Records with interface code
--
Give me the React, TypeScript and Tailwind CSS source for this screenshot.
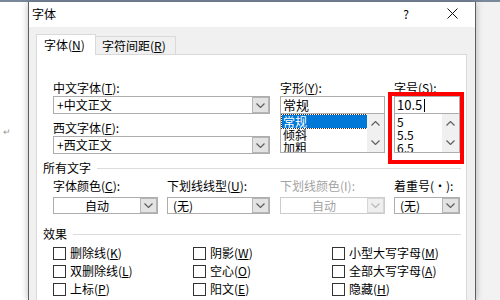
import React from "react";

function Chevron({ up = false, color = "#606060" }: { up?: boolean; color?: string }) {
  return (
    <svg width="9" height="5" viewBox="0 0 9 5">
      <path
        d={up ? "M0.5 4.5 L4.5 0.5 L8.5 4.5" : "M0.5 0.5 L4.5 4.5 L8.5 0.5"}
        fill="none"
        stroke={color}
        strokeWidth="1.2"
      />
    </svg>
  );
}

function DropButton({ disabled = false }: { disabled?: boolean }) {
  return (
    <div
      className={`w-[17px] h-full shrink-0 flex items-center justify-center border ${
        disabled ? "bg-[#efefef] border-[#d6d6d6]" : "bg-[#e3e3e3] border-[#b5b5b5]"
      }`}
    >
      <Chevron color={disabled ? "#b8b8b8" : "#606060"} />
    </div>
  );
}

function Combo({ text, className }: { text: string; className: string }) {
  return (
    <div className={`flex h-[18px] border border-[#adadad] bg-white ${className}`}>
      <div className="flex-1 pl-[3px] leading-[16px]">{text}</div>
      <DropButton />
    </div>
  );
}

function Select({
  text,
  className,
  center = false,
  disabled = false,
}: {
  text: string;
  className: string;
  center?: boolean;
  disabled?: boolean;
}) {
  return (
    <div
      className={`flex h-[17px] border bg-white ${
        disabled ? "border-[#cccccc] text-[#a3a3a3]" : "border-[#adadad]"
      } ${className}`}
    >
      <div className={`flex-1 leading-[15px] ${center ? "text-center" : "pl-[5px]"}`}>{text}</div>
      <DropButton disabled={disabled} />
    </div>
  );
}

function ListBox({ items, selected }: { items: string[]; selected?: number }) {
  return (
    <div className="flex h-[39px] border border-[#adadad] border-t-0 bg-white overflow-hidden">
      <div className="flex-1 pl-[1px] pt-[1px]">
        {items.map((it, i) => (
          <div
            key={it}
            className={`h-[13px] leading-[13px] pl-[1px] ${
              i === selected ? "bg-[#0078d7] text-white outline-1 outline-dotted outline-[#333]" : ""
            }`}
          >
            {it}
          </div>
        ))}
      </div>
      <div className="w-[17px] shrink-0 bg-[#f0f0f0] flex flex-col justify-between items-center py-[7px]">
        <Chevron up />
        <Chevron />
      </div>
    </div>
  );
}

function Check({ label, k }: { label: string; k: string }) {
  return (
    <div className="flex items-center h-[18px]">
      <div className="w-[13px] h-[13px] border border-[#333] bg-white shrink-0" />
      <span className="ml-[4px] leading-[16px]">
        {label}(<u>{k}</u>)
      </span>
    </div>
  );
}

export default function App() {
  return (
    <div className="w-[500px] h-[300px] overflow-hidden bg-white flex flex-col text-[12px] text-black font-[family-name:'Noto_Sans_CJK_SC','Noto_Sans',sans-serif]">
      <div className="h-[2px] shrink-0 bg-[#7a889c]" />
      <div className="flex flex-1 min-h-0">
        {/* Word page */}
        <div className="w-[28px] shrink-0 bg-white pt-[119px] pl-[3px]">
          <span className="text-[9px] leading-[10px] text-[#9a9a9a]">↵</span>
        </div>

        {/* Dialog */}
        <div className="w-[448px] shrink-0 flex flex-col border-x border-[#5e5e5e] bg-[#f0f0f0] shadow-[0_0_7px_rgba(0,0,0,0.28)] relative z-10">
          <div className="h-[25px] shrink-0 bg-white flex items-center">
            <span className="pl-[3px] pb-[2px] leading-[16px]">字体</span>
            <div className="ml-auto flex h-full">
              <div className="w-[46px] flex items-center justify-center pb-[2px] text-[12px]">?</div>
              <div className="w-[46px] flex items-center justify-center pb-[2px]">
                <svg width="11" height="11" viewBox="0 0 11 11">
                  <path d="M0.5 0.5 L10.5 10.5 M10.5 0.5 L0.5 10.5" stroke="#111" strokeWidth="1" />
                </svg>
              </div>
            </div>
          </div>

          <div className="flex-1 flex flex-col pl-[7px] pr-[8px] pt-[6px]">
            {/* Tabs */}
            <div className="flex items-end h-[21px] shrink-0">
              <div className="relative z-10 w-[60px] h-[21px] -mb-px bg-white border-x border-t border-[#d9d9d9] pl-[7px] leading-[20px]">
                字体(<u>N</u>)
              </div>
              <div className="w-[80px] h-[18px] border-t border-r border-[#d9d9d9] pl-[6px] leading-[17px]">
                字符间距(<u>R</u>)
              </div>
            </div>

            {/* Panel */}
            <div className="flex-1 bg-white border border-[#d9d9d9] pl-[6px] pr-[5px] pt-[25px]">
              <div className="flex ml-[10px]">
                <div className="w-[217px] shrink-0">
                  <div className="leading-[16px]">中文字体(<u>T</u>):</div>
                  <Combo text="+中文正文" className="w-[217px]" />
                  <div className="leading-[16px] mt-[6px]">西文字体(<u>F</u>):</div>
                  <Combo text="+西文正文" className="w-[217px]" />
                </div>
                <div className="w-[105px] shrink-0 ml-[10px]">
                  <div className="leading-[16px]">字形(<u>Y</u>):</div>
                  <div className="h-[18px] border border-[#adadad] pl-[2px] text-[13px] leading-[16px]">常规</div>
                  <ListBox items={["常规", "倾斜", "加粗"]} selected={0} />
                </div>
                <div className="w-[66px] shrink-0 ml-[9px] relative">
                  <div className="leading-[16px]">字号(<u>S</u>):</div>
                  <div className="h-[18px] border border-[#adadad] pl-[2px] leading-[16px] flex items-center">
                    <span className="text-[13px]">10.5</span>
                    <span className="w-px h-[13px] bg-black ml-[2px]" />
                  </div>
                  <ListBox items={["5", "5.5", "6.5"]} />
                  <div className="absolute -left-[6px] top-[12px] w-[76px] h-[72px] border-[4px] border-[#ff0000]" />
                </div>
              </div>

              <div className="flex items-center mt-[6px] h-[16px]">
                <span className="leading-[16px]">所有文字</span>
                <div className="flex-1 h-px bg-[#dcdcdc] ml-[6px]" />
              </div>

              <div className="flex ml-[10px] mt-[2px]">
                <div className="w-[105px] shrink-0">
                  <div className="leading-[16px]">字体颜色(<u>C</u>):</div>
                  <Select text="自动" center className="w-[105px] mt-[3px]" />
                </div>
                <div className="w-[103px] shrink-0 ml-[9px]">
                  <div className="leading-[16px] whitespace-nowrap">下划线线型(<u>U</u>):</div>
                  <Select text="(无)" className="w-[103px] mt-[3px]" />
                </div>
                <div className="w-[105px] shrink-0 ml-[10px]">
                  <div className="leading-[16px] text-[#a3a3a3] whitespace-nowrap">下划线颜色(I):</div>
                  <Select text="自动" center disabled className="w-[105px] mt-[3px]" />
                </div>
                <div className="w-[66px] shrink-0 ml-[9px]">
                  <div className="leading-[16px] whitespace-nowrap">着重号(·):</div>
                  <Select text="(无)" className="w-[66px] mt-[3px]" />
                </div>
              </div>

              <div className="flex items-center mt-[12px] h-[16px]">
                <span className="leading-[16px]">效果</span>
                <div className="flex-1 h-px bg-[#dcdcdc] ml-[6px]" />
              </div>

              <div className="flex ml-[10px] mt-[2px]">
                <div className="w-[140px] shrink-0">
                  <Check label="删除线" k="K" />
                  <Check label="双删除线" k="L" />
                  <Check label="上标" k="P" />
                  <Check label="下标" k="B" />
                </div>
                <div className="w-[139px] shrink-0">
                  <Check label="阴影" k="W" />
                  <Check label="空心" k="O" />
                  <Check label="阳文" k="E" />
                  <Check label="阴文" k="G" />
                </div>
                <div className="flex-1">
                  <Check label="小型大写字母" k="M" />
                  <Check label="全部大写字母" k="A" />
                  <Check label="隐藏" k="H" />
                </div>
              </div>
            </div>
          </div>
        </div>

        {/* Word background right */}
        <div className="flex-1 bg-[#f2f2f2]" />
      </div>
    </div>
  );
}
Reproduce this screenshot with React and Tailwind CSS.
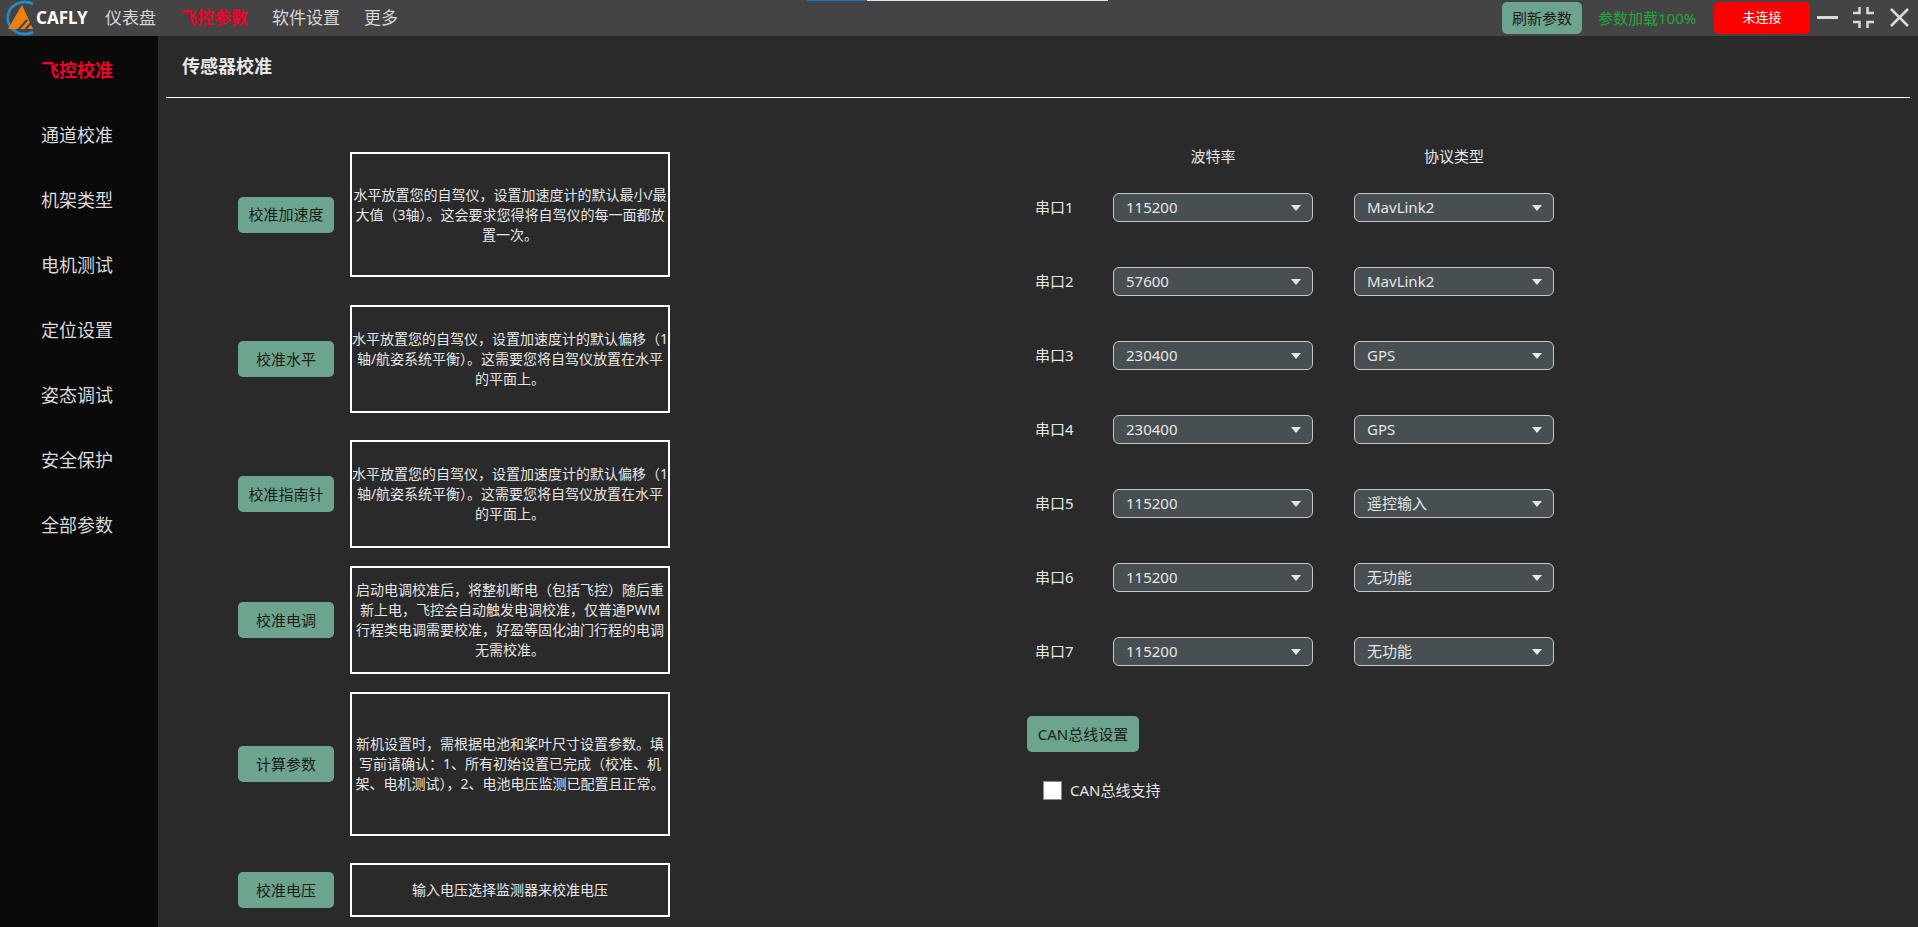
--
### CHALLENGE
Copy each line of the data above that holds "screenshot".

### SOLUTION FOR THIS TASK
Give me the React, TypeScript and Tailwind CSS source for this screenshot.
Reproduce this screenshot with React and Tailwind CSS.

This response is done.